Miguel Ángel Loma

Las continuas transformaciones económico-sociales, y los incesantes descubrimientos técnico-científicos, generan necesariamente la aparición de un nuevo vocabulario con que intentamos definir y comprender cualquier novedad. Un ejemplo lo tenemos con la llamada globalización y los movimientos sociales nacidos en su contra, que han dado lugar a los términos antiglobalización y antiglobalizadores, palabras de uso frecuente pero que resultan demasiado largas: la primera es un heptasílabo de diecisiete letras, y la segunda, un octosílabo de dieciocho letras. Al igual que ha sucedido con otras expresiones, creo que las anteriores podrían sustituirse por una más coloquial y breve como es la de antigló, un trisílabo de tan solo siete letras.

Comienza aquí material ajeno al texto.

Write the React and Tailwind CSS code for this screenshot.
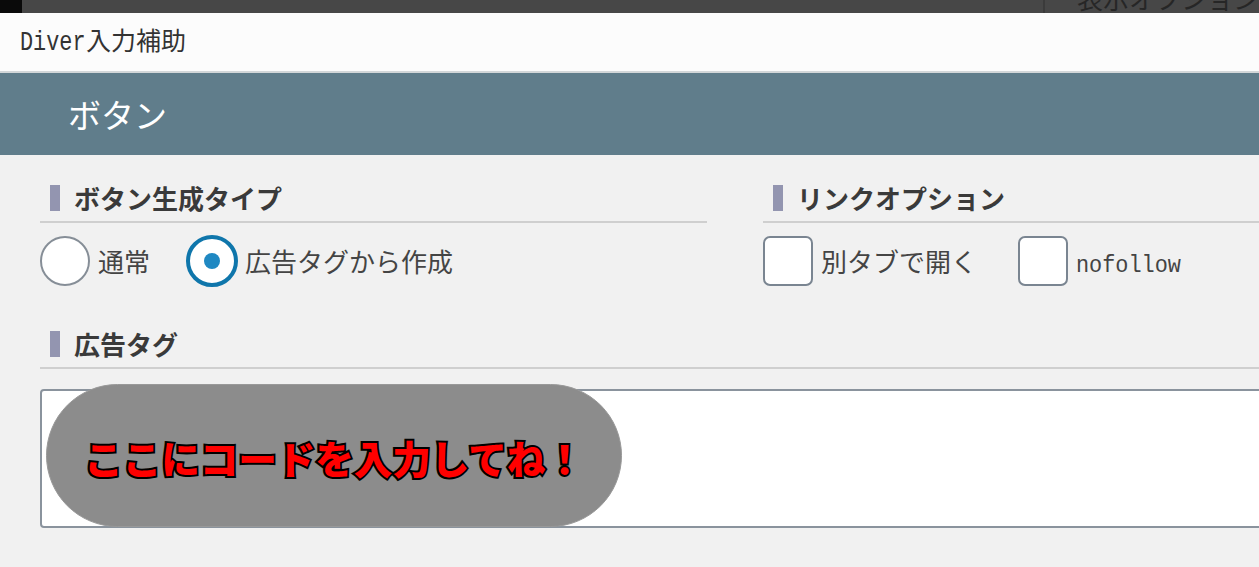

Esta apócope no encierra ninguna intención peyorativa ni descalificadora, entre otras cosas, porque el movimiento antigló aglutina a grupos, personas e intereses muy heterogéneos entre sí, siendo el único elemento de cohesión la reivindicación de otro mundo y otras estructuras más justas que las actuales, que ni son las más perfectas ni las únicas posibles, por más que desde alguna cúspide del sistema nos intenten convencer de lo contrario. El hecho de que en nuestro mundo mueran cada día 24.000 personas por falta de alimentos, excusa de mayores explicaciones para legitimar la justificada existencia de los antigló. No obstante, y aunque la aspiración a mejorar este mundo sea compartida por casi todos, el movimiento antigló ganará en credibilidad y adhesiones si logra desprenderse de aquellos grupos que interesadamente se cobijan a su amparo, reivindicando en realidad una globalización felizmente fracasada, aquella que bajo el imperio de la hoz y el martillo tuvo aherrojada en el siglo XX a media humanidad, y que produjo más muerte, injusticia y opresión que la globalización actual.